Что касается мотива свального греха, столь прочно утвердившегося в расхожих представлениях о русских мистических сектах, то, не останавливаясь на его семантике в общеевропейской и общехристианской традиции, я коснусь лишь некоторых аспектов актуализации этой темы в русском контексте. Из какого «подручного материала» мог получиться образ «экстатически-непристойного празднества»? Ближайшая аналогия в данном случае — это вышеупомянутые святочные и троицко-купальские собрания молодежи, когда, по формулировке Стоглава, «сходятся народи мужи и жены и девицы на ночное плещевание..., на бесовские песни и плясание и на богомерзкие дела, и бывает отроком осквернение и девкам разтление» [487] . Насколько мы можем представить себе эротический компонент этих ритуальных комплексов по материалам XIX—XX вв., он выполнял прежде всего инициационную, регулятивную и нормирующую функции. Однако, с точки зрения стороннего наблюдателя, «срамные» крестьянские игры вполне могли выглядеть беспорядочной оргией, к тому же представители церковно-учительной традиции ассоциировали подобное времяпрепровождение с топосом «языческого праздника», т. е. опять-таки инорелигиозного, беспорядочного, оргиастического и бесовского ритуала.
487
Стоглав. С. 141. Некоторые современные исследователи полагают, что свальный грех действительно был более или менее постоянным компонентом святочных собраний крестьянской молодежи. Ср.: «В разных районах России на посиделках парни и девушки „жирились“, потушив огонь, нередко дело доходило до свального греха» (Гура А. В. Коитус // СД М., 1999. Т. 2. С. 525).
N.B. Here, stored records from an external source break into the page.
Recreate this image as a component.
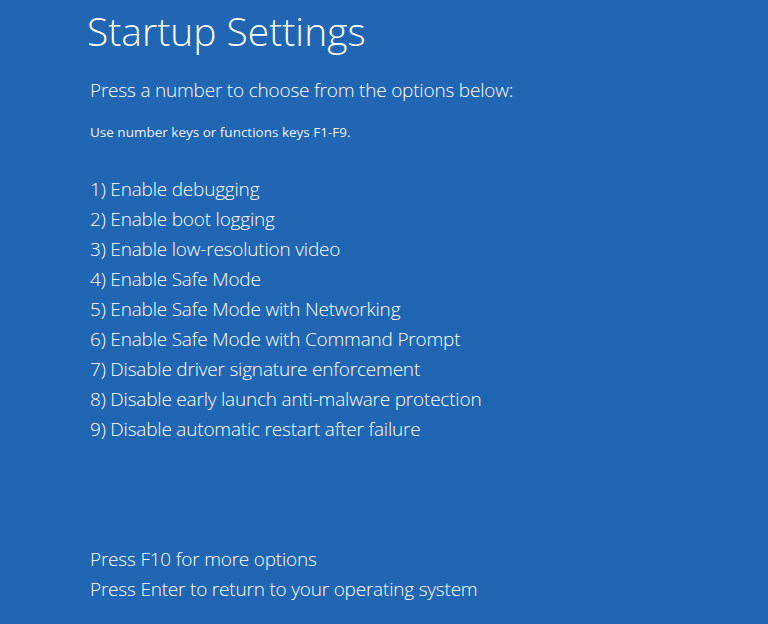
const OPTIONS = [
  "1) Enable debugging",
  "2) Enable boot logging",
  "3) Enable low-resolution video",
  "4) Enable Safe Mode",
  "5) Enable Safe Mode with Networking",
  "6) Enable Safe Mode with Command Prompt",
  "7) Disable driver signature enforcement",
  "8) Disable early launch anti-malware protection",
  "9) Disable automatic restart after failure",
];

export default function App() {
  return (
    <div className="h-[624px] w-[768px] overflow-hidden bg-[#2066b2] text-white font-['Open_Sans',sans-serif]">
      <div className="pl-[90px] pt-[7px]">
        <h1 className="-ml-[3px] text-[39px] font-light leading-[48px]">Startup Settings</h1>

        <p className="mt-[20px] text-[19px] font-light leading-[30px] tracking-[-0.2px]">
          Press a number to choose from the options below:
        </p>
        <p className="mt-[17px] text-[13.5px] leading-[20px] text-white/95">
          Use number keys or functions keys F1-F9.
        </p>

        <ul className="mt-[32px]">
          {OPTIONS.map((opt) => (
            <li key={opt} className="text-[19px] font-light leading-[30px] tracking-[-0.2px]">
              {opt}
            </li>
          ))}
        </ul>

        <div className="mt-[100px] text-[19px] font-light leading-[30px] tracking-[-0.2px]">
          <p>Press F10 for more options</p>
          <p>Press Enter to return to your operating system</p>
        </div>
      </div>
    </div>
  );
}
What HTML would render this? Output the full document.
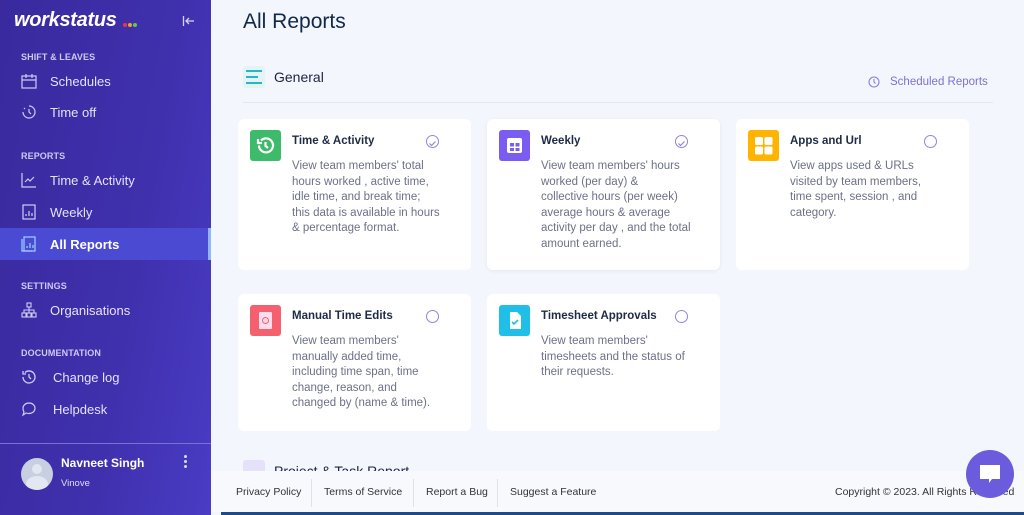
<!DOCTYPE html>
<html><head><meta charset="utf-8"><style>
*{margin:0;padding:0;box-sizing:border-box}
html,body{width:1024px;height:515px;overflow:hidden}
body{font-family:"Liberation Sans",sans-serif;background:#f3f6fd;position:relative}
.sb{position:absolute;left:0;top:0;width:211px;height:515px;background:linear-gradient(100deg,#3a2a9e 0%,#3f30ad 60%,#4a3cc4 100%);color:#fff}
.logo{position:absolute;left:14px;top:9px;font-size:20px;font-style:italic;font-weight:bold;letter-spacing:-0.3px}
.dots{position:absolute;left:123px;top:23px;line-height:0;font-size:0}
.dots i{display:inline-block;width:4px;height:4px;border-radius:50%;margin-right:1px}
.sec{position:absolute;left:21px;font-size:9px;font-weight:bold;color:#cfc8f2;letter-spacing:.1px}
.it{position:absolute;left:0;width:211px;height:30px;display:flex;align-items:center;font-size:13px;color:#e6e2fb}
.it svg{position:absolute;left:21px}
.it span{position:absolute;left:50px}
.act{background:#4a4bd2;color:#fff;font-weight:bold;border-right:3px solid #8fb6ff}
.main{position:absolute;left:211px;top:0;width:813px;height:515px;overflow:hidden}
h1{position:absolute;left:32px;top:10px;font-size:21px;font-weight:normal;color:#10294a}
.card{position:absolute;background:#fff;border-radius:6px;width:233px}
.ic{position:absolute;left:12px;top:11px;width:31px;height:31px;border-radius:3px}
.tt{position:absolute;left:54px;top:16px;font-size:11.5px;font-weight:bold;color:#1f2a44}
.ds{position:absolute;left:54px;top:40px;width:148px;font-size:11.5px;line-height:15.5px;color:#6b7187}
.ck{position:absolute;left:188px;top:16px;width:13px;height:13px;border-radius:50%;border:1.2px solid #8f86d8}
.foot{position:absolute;left:0;top:471px;width:813px;height:41px;background:#f7f9fd;font-size:10.5px;color:#333}
.foot span{position:absolute;top:15px}
.vl{position:absolute;top:8px;width:1px;height:28px;background:#dde1ea}
</style></head><body>
<div class="sb">
<div class="logo">workstatus</div>
<div class="dots"><i style="background:#e53a3a"></i><i style="background:#f0a030"></i><i style="background:#6cc44a"></i></div>
<svg style="position:absolute;left:182px;top:15px" width="13" height="12" viewBox="0 0 13 12" fill="none" stroke="#d8d4f5" stroke-width="1.3"><path d="M1.5 1v10M12 6H4M7 3L4 6l3 3"/></svg>
<div class="sec" style="top:52px">SHIFT &amp; LEAVES</div>
<div class="it" style="top:66px"><svg width="16" height="16" viewBox="0 0 16 16" fill="none" stroke="#d0cbf3" stroke-width="1.2"><rect x="1" y="3" width="14" height="12"/><path d="M1 7h14M5 1v4M11 1v4"/></svg><span>Schedules</span></div>
<div class="it" style="top:97px"><svg width="16" height="16" viewBox="0 0 16 16" fill="none" stroke="#d0cbf3" stroke-width="1.2"><path d="M8 2a6 6 0 1 1-6 6M8 5v3l2 2M3 4l1 1"/></svg><span>Time off</span></div>
<div class="sec" style="top:151px">REPORTS</div>
<div class="it" style="top:165px"><svg width="16" height="16" viewBox="0 0 16 16" fill="none" stroke="#d0cbf3" stroke-width="1.2"><path d="M1 1v14h14M4 10l3-3 2 2 4-4"/></svg><span>Time &amp; Activity</span></div>
<div class="it" style="top:197px"><svg width="16" height="16" viewBox="0 0 16 16" fill="none" stroke="#d0cbf3" stroke-width="1.2"><rect x="2" y="1" width="12" height="14"/><path d="M5 12v-2M8 12V7M11 12V9"/></svg><span>Weekly</span></div>
<div class="it act" style="top:228px;height:32px"><svg width="16" height="16" viewBox="0 0 16 16" fill="none" stroke="#9fd0ff" stroke-width="1.2"><rect x="3" y="1" width="11" height="14"/><path d="M1 3v12h10M6 12v-2M9 12V7M12 12V9"/></svg><span>All Reports</span></div>
<div class="sec" style="top:281px">SETTINGS</div>
<div class="it" style="top:295px"><svg width="16" height="16" viewBox="0 0 16 16" fill="none" stroke="#d0cbf3" stroke-width="1.1"><rect x="6" y="1" width="4" height="4"/><rect x="1" y="11" width="4" height="4"/><rect x="6" y="11" width="4" height="4"/><rect x="11" y="11" width="4" height="4"/><path d="M8 5v6M3 11V8h10v3"/></svg><span>Organisations</span></div>
<div class="sec" style="top:348px">DOCUMENTATION</div>
<div class="it" style="top:362px"><svg width="16" height="16" viewBox="0 0 16 16" fill="none" stroke="#d0cbf3" stroke-width="1.3"><path d="M2 8a6 6 0 1 0 2-4.5M2 2v3h3M8 5v3l2 2"/></svg><span style="left:53px">Change log</span></div>
<div class="it" style="top:394px"><svg width="16" height="16" viewBox="0 0 16 16" fill="none" stroke="#d0cbf3" stroke-width="1.2"><path d="M8 2c3.5 0 6 2.3 6 5.2S11.5 12.5 8 12.5c-1 0-2-.2-2.8-.5L2 14l1-3C2.3 10 2 9 2 7.2 2 4.3 4.5 2 8 2z"/></svg><span style="left:53px">Helpdesk</span></div>
<div style="position:absolute;left:0;top:443px;width:211px;height:1px;background:#7a70d8"></div>
<div style="position:absolute;left:21px;top:458px;width:32px;height:32px;border-radius:50%;background:#c8cfe0;overflow:hidden"><div style="position:absolute;left:11px;top:6px;width:10px;height:10px;border-radius:50%;background:#e2e7f2"></div><div style="position:absolute;left:5px;top:18px;width:22px;height:16px;border-radius:50%;background:#e2e7f2"></div></div>
<div style="position:absolute;left:61px;top:456px;font-size:12px;font-weight:bold">Navneet Singh</div>
<div style="position:absolute;left:61px;top:478px;font-size:9.5px;color:#e0dcf8">Vinove</div>
<div style="position:absolute;left:184px;top:455px;width:3px;font-size:0"><i style="display:block;width:3px;height:3px;border-radius:50%;background:#ddd;margin-bottom:2px"></i><i style="display:block;width:3px;height:3px;border-radius:50%;background:#ddd;margin-bottom:2px"></i><i style="display:block;width:3px;height:3px;border-radius:50%;background:#ddd"></i></div>
</div>
<div class="main">
<h1>All Reports</h1>
<div style="position:absolute;left:32px;top:66px;width:22px;height:22px;background:#e3f3f6;border-radius:3px"></div>
<svg style="position:absolute;left:34px;top:69px" width="18" height="16" viewBox="0 0 18 16" stroke="#22b8c4" stroke-width="2"><path d="M1 2h16M1 8h12M1 14h16"/></svg>
<div style="position:absolute;left:63px;top:69px;font-size:14px;color:#1a2540">General</div>
<svg style="position:absolute;left:657px;top:76px" width="12" height="12" viewBox="0 0 12 12" fill="none" stroke="#8a80d8" stroke-width="1.1"><circle cx="6" cy="6" r="5"/><path d="M6 3v3l1.5 1.5"/></svg>
<div style="position:absolute;left:679px;top:76px;font-size:11.5px;color:#7b72d2">Scheduled Reports</div>
<div style="position:absolute;left:32px;top:102px;width:750px;height:1px;background:#e3e6ee"></div>

<div class="card" style="left:27px;top:119px;height:151px"><div class="ic" style="background:#3dba6a"><svg width="31" height="31" viewBox="0 0 31 31" fill="none" stroke="#fff" stroke-width="2.2"><path d="M9 15.5a7 7 0 1 0 2-5M8 9v4h4M15.5 12v4l2.5 2"/></svg></div><div class="tt">Time &amp; Activity</div><div class="ck"><svg width="11" height="11" viewBox="0 0 11 11" fill="none" stroke="#8f86d8" stroke-width="1.2"><path d="M2.5 5.5l2 2 4-4"/></svg></div><div class="ds">View team members' total hours worked , active time, idle time, and break time; this data is available in hours &amp; percentage format.</div></div>
<div class="card" style="left:276px;top:119px;height:151px;box-shadow:0 1px 4px rgba(0,0,0,.06)"><div class="ic" style="background:#7b5cf0"><svg width="31" height="31" viewBox="0 0 31 31" fill="#fff"><rect x="8" y="8" width="15" height="15" rx="2"/><rect x="11" y="13" width="4" height="3.5" fill="#7b5cf0"/><rect x="16.5" y="13" width="4" height="3.5" fill="#7b5cf0"/><rect x="11" y="18" width="4" height="3" fill="#7b5cf0"/><rect x="16.5" y="18" width="4" height="3" fill="#7b5cf0"/></svg></div><div class="tt">Weekly</div><div class="ck"><svg width="11" height="11" viewBox="0 0 11 11" fill="none" stroke="#8f86d8" stroke-width="1.2"><path d="M2.5 5.5l2 2 4-4"/></svg></div><div class="ds" style="width:152px">View team members' hours worked (per day) &amp;<br>collective hours (per week) average hours &amp; average activity per day , and the total amount earned.</div></div>
<div class="card" style="left:525px;top:119px;height:151px"><div class="ic" style="background:#ffb400"><svg width="31" height="31" viewBox="0 0 31 31" fill="#fff"><rect x="7" y="7" width="8" height="8" rx="1.5"/><rect x="16.5" y="7" width="8" height="8" rx="1.5"/><rect x="7" y="16.5" width="8" height="8" rx="1.5"/><rect x="16.5" y="16.5" width="8" height="8" rx="1.5"/></svg></div><div class="tt">Apps and Url</div><div class="ck"></div><div class="ds" style="width:140px">View apps used &amp; URLs visited by team members, time spent, session , and category.</div></div>

<div class="card" style="left:27px;top:294px;height:137px"><div class="ic" style="background:#f5606e"><svg width="31" height="31" viewBox="0 0 31 31"><rect x="9" y="7" width="13" height="17" rx="1" fill="#fde"/><circle cx="15.5" cy="15.5" r="3" fill="none" stroke="#f5606e" stroke-width="1"/></svg></div><div class="tt">Manual Time Edits</div><div class="ck"></div><div class="ds" style="width:140px">View team members' manually added time, including time span, time change, reason, and changed by (name &amp; time).</div></div>
<div class="card" style="left:276px;top:294px;height:137px"><div class="ic" style="background:#1fbfe8"><svg width="31" height="31" viewBox="0 0 31 31"><path d="M11 7h7l4 4v13H11z" fill="#fff"/><path d="M13 17l2 2 4-4" fill="none" stroke="#1fbfe8" stroke-width="1.6"/></svg></div><div class="tt">Timesheet Approvals</div><div class="ck"></div><div class="ds" style="width:145px">View team members' timesheets and the status of their requests.</div></div>

<div style="position:absolute;left:32px;top:460px;width:22px;height:12px;background:#e6e1fa;border-radius:3px 3px 0 0"></div>
<div style="position:absolute;left:63px;top:462px;font-size:14px;color:#1a2540;height:9px;overflow:hidden;line-height:18px">Project &amp; Task Report</div>

<div class="foot">
<span style="left:25px">Privacy Policy</span><div class="vl" style="left:100px"></div>
<span style="left:113px">Terms of Service</span><div class="vl" style="left:202px"></div>
<span style="left:215px">Report a Bug</span><div class="vl" style="left:286px"></div>
<span style="left:299px">Suggest a Feature</span>
<span style="left:624px">Copyright © 2023. All Rights Reserved</span>
</div>
<div style="position:absolute;left:10px;top:512px;width:803px;height:3px;background:#1e4a8a"></div>
<div style="position:absolute;left:755px;top:450px;width:48px;height:48px;border-radius:50%;background:#6a5cdc"><svg style="position:absolute;left:13px;top:14px" width="22" height="22" viewBox="0 0 22 22"><path d="M1 1h20v14H13l-3 4v-4H1z" fill="#fff"/></svg></div>
</div>
</body></html>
Хорошей, хотя источниковедчески и несколько проблематичной, иллюстрацией здесь может служить 82-я новелла из сборника Челио Малеспини (1580 г.), озаглавленная «Смехотворное путешествие Лактанция Рокколини в Московию». Ее герой, тосканец на службе императора Карла V, отправляется с дипломатическим поручением в Россию. Однажды, «морозным январским днем», он вместе со свитой и провожатыми сбивается с дороги. Наступает вечер. После некоторых приключений путешественники наконец отыскивают жилье и попадают в большое глинобитное здание «с одним пространным покоем посредине, в котором более полуторы тысячи человек, мужчин и женщин, старых и молодых, заняты были плясками по их обычаю. Все пространство освещалось только одною лучиной (lucerna?), тою самою, которая показалась путникам издали; самый же покой похож был скорее на большую конюшню, чем на что-либо другое». Рокколини сажают за трапезу. После ужина он спрашивает о причине веселья. Ему отвечают, «что таков древний обычай этого края: в известные времена собираются вместе соседние мужчины и женщины и, поплясав и позабавившись вместе порядком, тушат лучину, после чего каждый берет ту женщину, которая случится к нему ближе, и совершает с нею половой акт; затем лучина снова зажигается, и снова начинаются пляски, пока не рассветет и все не отправятся по домам». Тосканцу и его спутникам предлагают принять участие в «местном обычае», однако герой отказывается от предложения и предпочитает уединиться «с одной из самых красивых девушек села» в особой светелке [488] . Вероятно, что первоначальным источником этой новеллы из сборника Малеспини был подлинный рассказ какого-нибудь путешественника, присутствовавшего на святочных собраниях молодежи (напомню, что действие происходит в январе) в южнорусской или украинской деревне и отметившего там обычай подночевывания, т. е. совместных ночевок парней и девушек по окончании вечера.
488
Веселовский А. Несколько географических и этнографических сведений о древней России из рассказов итальянцев: Отд. отт. из 2-го т. ЗРГО по ОЭ. СПб., 1870. С. 22-29.